> Task inputs:
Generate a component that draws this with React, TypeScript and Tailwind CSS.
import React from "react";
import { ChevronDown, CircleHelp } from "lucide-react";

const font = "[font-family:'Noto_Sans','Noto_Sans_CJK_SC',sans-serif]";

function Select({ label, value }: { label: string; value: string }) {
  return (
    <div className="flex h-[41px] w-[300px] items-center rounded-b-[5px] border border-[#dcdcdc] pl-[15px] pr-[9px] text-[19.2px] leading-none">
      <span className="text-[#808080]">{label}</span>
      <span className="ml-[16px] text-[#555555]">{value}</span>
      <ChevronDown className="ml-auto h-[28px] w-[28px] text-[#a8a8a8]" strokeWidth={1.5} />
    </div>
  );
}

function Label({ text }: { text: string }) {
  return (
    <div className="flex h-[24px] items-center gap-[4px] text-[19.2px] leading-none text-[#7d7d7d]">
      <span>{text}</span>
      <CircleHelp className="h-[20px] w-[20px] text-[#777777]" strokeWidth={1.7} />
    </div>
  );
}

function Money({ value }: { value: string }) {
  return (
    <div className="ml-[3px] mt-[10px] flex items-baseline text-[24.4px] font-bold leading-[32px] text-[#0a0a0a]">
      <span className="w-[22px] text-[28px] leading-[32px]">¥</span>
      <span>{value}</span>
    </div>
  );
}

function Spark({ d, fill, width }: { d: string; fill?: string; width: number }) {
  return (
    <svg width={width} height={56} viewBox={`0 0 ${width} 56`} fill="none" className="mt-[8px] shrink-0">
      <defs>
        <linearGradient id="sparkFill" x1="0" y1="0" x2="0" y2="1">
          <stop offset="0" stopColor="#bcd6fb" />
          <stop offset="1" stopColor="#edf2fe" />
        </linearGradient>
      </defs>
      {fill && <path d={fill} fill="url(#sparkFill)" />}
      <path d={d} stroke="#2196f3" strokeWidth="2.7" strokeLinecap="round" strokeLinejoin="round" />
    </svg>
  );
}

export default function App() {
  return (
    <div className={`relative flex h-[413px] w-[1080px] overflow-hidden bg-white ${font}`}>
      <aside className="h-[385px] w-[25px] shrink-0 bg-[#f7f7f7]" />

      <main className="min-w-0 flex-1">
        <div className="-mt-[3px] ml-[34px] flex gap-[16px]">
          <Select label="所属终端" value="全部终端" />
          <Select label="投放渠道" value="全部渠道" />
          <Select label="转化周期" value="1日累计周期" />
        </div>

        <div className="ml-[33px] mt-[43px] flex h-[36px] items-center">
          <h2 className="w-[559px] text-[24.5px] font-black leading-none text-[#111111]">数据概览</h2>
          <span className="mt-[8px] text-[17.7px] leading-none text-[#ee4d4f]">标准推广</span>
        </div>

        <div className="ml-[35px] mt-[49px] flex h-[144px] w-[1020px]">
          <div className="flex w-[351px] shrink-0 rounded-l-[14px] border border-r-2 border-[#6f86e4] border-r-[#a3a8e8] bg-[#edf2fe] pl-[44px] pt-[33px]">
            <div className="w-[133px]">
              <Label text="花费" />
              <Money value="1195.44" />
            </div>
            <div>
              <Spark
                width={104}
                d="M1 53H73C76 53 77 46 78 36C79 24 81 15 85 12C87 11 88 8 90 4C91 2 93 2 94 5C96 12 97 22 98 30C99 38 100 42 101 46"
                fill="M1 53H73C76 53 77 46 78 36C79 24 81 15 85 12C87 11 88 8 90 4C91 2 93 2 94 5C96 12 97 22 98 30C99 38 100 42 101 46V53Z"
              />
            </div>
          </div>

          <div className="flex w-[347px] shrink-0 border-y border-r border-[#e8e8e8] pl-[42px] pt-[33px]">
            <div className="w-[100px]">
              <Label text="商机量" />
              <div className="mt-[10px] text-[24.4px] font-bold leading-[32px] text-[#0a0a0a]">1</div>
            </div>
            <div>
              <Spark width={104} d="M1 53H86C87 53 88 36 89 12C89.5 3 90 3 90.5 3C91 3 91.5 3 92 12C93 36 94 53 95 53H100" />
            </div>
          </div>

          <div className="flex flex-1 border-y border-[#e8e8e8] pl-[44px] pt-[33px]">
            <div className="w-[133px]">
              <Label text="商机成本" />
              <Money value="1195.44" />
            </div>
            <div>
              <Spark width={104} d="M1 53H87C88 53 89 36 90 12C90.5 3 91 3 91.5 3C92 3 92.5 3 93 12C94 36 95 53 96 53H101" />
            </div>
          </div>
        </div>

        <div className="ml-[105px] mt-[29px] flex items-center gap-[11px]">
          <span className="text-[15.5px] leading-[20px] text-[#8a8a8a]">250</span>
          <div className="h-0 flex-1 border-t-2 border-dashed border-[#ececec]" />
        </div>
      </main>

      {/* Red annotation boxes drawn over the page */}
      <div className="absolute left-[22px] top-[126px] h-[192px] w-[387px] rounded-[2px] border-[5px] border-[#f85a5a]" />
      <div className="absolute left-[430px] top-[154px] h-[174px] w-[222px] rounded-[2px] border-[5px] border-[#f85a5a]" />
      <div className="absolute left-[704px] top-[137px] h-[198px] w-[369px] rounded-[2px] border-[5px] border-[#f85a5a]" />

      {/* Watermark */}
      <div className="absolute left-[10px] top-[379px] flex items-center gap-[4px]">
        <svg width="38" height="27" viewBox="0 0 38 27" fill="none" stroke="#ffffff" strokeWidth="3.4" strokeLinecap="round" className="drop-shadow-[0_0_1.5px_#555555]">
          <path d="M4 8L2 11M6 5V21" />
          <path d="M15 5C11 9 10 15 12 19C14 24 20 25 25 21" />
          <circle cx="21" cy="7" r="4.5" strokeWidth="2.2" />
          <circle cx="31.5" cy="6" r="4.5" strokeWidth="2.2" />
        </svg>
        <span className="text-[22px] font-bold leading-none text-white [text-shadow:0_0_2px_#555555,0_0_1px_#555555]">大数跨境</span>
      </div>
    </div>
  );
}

---

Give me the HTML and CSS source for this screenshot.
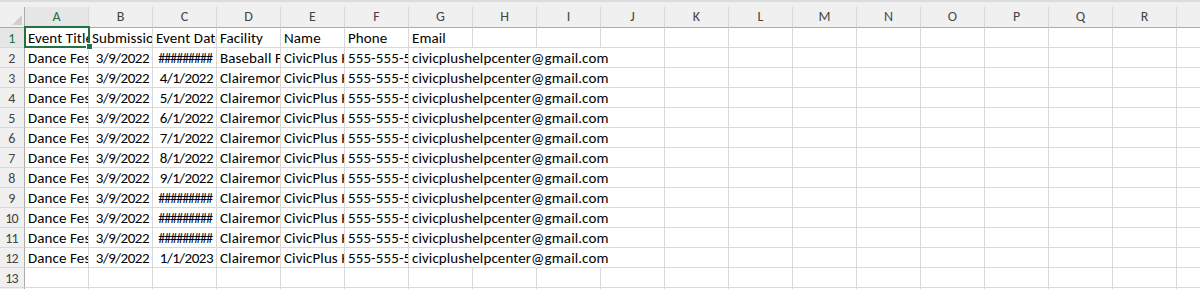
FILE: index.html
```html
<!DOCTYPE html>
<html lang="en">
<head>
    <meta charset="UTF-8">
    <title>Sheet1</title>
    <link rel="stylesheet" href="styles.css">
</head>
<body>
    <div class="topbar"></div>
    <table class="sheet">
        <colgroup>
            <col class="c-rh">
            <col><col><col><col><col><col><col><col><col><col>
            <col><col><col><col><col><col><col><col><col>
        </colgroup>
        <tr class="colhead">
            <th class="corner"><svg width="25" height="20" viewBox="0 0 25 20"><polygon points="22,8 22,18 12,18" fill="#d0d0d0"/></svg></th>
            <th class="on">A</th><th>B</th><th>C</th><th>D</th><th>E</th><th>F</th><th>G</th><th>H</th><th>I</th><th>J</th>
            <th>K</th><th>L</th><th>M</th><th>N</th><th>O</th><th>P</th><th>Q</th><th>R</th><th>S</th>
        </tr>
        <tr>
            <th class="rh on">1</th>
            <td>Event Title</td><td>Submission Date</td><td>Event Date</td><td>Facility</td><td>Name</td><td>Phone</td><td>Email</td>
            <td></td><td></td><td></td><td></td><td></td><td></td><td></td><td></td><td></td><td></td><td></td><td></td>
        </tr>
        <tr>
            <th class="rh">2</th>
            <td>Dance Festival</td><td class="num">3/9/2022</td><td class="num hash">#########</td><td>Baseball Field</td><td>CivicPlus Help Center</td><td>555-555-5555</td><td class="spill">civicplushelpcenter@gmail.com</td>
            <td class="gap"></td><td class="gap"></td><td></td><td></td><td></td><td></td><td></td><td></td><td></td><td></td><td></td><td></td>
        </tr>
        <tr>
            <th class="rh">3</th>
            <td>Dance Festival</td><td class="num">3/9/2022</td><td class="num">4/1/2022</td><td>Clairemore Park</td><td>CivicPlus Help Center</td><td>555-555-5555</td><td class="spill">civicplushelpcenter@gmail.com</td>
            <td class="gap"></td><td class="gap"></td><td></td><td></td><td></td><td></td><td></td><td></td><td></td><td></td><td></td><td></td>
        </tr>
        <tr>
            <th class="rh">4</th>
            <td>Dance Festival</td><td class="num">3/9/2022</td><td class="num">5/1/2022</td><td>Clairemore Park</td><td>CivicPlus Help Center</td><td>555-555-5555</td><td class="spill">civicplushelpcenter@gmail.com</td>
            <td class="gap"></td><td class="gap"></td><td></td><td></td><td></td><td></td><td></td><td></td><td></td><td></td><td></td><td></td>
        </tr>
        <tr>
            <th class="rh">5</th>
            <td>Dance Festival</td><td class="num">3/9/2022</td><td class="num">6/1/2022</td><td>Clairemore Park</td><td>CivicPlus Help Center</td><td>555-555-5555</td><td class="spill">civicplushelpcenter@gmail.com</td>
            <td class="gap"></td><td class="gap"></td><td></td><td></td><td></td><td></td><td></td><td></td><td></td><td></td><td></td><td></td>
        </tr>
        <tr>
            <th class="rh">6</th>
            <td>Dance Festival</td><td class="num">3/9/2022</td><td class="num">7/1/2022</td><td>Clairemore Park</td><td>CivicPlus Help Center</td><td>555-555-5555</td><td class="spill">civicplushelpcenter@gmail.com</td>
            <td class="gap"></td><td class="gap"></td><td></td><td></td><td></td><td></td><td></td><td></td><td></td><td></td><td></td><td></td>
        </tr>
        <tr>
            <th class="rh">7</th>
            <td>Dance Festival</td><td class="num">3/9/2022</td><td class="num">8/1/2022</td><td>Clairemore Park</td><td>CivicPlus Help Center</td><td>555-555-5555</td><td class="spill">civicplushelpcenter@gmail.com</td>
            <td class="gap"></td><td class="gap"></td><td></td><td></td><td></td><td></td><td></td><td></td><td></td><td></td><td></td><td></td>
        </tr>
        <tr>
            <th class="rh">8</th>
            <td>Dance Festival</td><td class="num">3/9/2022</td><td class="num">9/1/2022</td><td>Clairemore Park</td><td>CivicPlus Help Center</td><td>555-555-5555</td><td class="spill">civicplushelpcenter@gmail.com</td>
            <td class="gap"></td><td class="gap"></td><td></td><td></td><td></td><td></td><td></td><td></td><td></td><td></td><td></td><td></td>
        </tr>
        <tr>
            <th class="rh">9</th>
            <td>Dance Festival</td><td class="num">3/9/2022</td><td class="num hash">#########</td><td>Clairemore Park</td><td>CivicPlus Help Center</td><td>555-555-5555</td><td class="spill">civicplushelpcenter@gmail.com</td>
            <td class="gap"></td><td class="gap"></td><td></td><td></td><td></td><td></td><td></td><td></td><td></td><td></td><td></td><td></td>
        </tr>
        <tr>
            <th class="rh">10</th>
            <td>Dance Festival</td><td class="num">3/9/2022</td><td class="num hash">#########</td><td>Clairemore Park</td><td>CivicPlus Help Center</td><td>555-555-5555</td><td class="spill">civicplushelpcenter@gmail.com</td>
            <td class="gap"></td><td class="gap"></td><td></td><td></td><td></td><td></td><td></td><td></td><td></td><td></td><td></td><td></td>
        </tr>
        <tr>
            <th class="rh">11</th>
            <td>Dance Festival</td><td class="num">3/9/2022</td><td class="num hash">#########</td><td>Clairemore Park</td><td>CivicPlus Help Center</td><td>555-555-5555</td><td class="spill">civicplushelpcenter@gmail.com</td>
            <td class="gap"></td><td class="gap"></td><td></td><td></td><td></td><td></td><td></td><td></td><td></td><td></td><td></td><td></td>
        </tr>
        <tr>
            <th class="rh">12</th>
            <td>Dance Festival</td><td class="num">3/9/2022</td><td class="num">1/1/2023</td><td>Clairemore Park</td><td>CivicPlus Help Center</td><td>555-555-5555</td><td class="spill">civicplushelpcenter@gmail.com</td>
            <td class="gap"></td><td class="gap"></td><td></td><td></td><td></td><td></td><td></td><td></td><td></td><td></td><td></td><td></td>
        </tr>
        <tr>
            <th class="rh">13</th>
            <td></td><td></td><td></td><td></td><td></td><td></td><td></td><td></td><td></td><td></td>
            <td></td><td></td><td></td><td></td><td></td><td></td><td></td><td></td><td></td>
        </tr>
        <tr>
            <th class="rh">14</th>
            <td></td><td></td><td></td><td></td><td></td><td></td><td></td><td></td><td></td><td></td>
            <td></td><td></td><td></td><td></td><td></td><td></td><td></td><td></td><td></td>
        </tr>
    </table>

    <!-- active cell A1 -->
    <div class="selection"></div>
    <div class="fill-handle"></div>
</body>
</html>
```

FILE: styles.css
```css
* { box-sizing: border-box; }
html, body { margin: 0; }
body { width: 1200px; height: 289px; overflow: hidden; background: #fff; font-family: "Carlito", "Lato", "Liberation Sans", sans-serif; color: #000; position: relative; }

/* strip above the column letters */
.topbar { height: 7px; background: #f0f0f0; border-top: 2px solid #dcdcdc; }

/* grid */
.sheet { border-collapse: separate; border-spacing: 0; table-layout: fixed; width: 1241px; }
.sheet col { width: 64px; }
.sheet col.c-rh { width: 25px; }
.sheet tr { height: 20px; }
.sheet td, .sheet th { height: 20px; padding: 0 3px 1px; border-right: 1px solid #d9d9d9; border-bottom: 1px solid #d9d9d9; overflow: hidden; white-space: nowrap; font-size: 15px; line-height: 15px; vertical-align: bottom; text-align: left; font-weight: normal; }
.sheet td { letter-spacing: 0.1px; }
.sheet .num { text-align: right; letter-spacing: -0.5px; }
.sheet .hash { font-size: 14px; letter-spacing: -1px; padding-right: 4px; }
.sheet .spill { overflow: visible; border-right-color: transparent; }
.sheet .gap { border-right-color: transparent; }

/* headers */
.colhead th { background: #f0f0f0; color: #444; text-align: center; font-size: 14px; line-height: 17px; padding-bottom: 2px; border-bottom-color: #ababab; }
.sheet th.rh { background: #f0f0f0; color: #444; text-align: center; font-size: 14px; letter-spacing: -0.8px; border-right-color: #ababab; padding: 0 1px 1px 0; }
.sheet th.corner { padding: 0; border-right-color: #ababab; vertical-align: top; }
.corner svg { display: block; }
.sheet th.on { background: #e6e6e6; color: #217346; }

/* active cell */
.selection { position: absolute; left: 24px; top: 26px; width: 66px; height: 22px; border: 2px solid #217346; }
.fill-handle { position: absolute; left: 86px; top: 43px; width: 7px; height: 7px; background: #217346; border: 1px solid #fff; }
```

* * *

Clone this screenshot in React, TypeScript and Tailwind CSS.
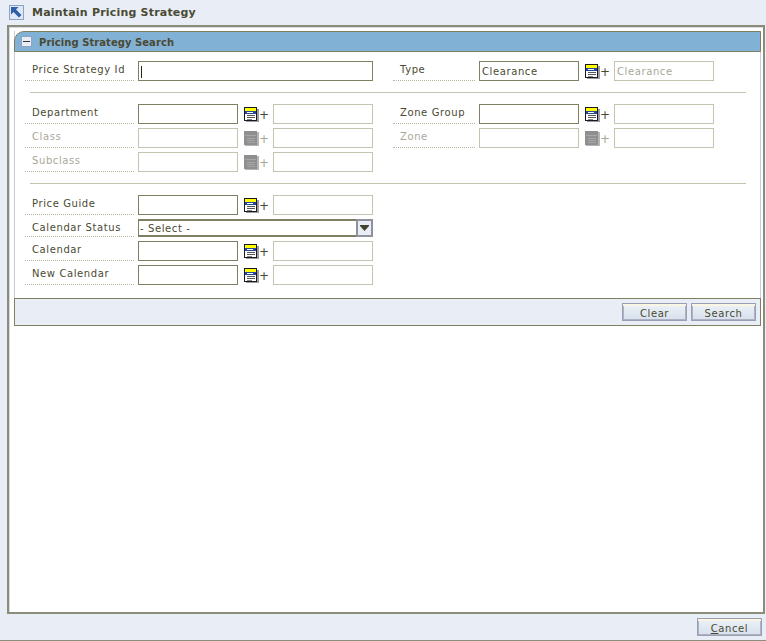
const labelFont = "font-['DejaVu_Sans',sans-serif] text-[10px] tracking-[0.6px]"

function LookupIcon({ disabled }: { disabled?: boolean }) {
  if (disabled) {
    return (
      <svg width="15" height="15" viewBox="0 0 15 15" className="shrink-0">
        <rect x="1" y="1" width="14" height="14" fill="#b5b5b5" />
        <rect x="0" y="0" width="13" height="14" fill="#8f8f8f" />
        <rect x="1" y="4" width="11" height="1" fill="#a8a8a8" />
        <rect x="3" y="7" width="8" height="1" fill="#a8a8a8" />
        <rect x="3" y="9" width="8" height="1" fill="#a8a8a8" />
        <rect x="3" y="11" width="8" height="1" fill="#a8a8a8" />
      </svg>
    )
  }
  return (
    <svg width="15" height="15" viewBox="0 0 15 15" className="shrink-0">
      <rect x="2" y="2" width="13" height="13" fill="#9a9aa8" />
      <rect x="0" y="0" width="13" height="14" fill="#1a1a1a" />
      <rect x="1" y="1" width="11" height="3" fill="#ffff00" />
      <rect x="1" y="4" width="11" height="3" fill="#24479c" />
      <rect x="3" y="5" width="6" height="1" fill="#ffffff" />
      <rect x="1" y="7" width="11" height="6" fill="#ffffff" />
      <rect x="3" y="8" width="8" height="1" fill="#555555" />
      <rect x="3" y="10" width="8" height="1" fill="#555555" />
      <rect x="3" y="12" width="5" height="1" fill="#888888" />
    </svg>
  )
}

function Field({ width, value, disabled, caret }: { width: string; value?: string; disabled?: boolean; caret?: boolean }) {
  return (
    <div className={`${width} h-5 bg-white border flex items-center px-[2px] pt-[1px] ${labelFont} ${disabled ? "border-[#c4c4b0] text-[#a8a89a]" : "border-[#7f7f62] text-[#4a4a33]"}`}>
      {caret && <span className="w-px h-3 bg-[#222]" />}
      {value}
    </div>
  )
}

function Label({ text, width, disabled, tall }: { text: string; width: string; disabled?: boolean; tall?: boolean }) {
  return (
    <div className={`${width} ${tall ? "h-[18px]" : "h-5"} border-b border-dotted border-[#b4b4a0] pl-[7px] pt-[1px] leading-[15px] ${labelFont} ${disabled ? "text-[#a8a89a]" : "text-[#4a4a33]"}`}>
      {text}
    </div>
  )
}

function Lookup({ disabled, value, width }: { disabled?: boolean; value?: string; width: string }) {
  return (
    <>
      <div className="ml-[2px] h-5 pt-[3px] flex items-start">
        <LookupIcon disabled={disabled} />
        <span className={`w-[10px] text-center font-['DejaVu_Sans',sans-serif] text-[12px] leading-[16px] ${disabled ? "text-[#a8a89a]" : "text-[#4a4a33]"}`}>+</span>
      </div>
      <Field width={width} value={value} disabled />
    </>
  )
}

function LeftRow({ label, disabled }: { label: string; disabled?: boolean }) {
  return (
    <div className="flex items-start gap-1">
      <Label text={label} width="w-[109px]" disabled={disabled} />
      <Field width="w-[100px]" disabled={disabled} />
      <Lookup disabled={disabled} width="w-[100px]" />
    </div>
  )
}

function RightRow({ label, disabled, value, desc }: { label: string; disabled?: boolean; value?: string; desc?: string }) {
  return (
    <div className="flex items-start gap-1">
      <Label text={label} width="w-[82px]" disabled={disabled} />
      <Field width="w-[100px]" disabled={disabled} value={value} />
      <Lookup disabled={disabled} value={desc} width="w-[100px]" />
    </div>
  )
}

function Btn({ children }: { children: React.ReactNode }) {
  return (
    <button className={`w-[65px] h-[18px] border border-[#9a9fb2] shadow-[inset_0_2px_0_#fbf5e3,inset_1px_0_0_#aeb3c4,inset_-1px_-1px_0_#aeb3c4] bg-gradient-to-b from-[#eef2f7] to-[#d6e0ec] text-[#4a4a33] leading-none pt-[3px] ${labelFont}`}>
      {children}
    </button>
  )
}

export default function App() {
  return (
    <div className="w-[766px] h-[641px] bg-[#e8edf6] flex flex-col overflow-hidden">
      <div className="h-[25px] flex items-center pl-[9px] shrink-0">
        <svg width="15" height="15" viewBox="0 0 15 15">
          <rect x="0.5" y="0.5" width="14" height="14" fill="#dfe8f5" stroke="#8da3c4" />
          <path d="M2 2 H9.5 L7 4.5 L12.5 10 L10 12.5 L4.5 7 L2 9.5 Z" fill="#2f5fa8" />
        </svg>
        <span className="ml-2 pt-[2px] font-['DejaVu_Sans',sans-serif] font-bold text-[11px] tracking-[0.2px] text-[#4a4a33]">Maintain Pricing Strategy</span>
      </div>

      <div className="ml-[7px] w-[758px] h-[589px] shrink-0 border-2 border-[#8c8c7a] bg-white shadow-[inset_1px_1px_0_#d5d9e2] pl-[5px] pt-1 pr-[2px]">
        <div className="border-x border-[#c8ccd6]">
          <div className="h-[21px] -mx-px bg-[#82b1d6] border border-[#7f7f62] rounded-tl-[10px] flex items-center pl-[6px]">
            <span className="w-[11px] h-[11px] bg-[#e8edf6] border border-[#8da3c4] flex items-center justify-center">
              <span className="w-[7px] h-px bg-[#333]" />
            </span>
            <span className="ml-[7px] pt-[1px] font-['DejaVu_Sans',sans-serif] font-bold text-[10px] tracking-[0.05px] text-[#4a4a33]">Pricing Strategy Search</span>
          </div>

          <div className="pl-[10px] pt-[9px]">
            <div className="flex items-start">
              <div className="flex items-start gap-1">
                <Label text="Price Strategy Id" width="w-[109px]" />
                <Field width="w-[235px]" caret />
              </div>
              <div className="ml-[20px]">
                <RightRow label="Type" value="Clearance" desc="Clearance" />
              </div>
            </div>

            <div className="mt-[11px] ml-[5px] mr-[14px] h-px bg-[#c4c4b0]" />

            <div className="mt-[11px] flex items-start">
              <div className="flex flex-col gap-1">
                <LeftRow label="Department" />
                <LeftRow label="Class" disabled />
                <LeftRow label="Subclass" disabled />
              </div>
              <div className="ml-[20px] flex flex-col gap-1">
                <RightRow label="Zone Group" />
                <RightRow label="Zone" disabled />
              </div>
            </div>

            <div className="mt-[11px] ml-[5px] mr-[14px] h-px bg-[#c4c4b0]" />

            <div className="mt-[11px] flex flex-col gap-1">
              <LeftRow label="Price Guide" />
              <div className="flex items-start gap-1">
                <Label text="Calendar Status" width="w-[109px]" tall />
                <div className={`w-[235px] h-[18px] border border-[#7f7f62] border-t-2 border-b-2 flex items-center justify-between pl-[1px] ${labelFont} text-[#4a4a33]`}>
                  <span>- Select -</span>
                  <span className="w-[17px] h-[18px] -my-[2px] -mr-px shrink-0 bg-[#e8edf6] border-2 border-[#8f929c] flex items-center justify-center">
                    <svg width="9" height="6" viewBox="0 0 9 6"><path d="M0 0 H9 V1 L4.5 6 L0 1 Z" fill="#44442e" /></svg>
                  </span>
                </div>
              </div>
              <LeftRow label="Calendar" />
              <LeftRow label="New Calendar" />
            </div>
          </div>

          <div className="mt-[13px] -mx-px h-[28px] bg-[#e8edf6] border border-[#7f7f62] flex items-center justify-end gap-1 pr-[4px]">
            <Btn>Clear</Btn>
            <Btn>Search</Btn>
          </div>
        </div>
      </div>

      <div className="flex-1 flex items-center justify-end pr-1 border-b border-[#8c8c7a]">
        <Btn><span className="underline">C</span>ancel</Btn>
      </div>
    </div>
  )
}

> Exercise: Say the number of lines in the records above that include the string "TypeScript", and no more.

> Reply: 2